In beautiful moments, absolutely yes. Watching sunrise over Angkor Wat, learning to cook Thai curry from a local family, befriending a photographer in Lisbon who showed me hidden corners of the city – those experiences justified everything.

But also in the hard moments, absolutely not. Sick in a hostel bathroom at 3am, watching my savings dwindle, missing my nephew’s birthday party, feeling disconnected from everyone I loved – in those moments it felt like the worst decision I’d ever made.

The truth is both things are true simultaneously. It was worth it and it wasn’t, depending on which moment you asked me. Travel isn’t some unambiguously positive life choice. It’s complicated, like everything else.

10) The person you become isn’t who you expected

I thought I’d come back fearless and enlightened. Instead I came back with better boundaries, more realistic expectations, and a deeper appreciation for mundane stability.

I learned I actually like routine more than spontaneity. That I value deep relationships over wide networks. That my tolerance for discomfort is higher than I thought but also that comfort isn’t something to be ashamed of wanting.

None of this fits the travel transformation narrative. But it’s more useful than any mystical awakening would have been.

Conclusion

Would I do it again? Honestly, I don’t know. Some days yes, some days no.

What I do know is that the glorified version of quitting everything to travel sets people up for disappointment. Or worse, prevents them from going because they think they’re doing it wrong if it’s hard or lonely or confusing.
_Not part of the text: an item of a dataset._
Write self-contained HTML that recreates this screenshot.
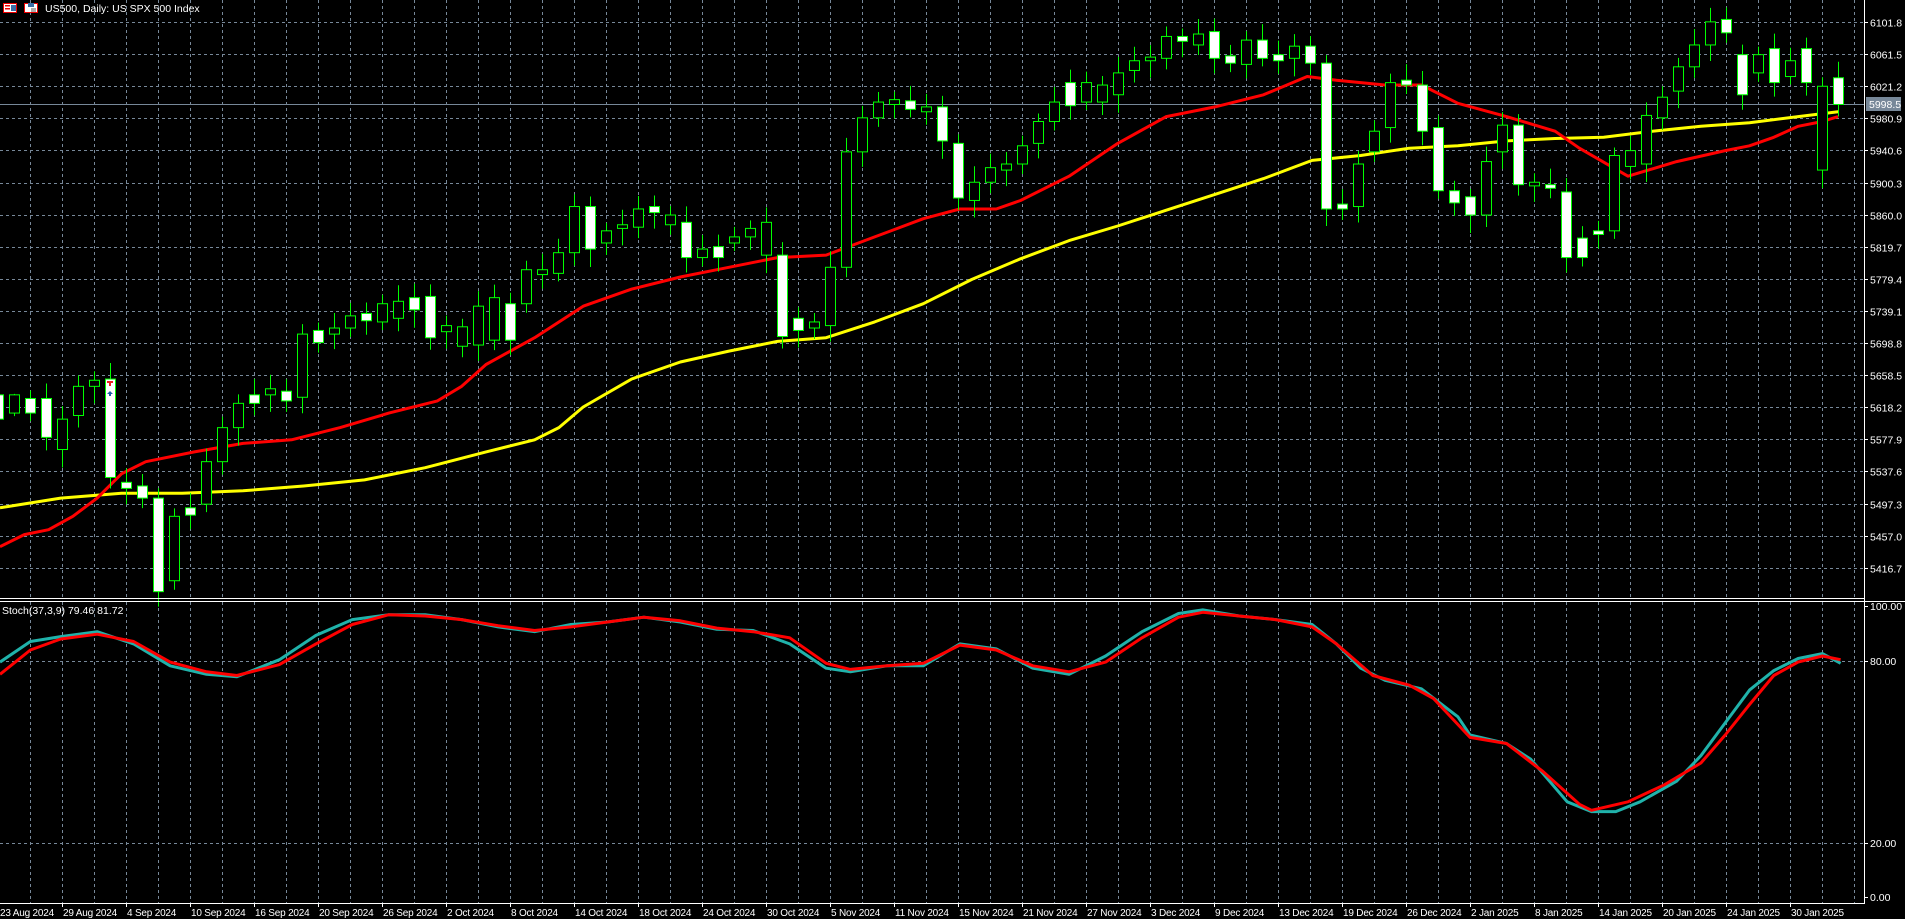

Long-term travel is valuable. It’s also difficult, expensive, sometimes boring, frequently uncomfortable, and rarely looks like the Instagram version. All of those things can be true.

If you’re considering it, go. But go with realistic expectations. It won’t fix your life or reveal your purpose or make you a different person. It will give you experiences, perspective, and probably some good stories. Whether that’s worth the cost is something only you can answer.

Just don’t expect it to be the non-stop adventure everyone pretends it is. Because the real version is messier, harder, and somehow more meaningful than that.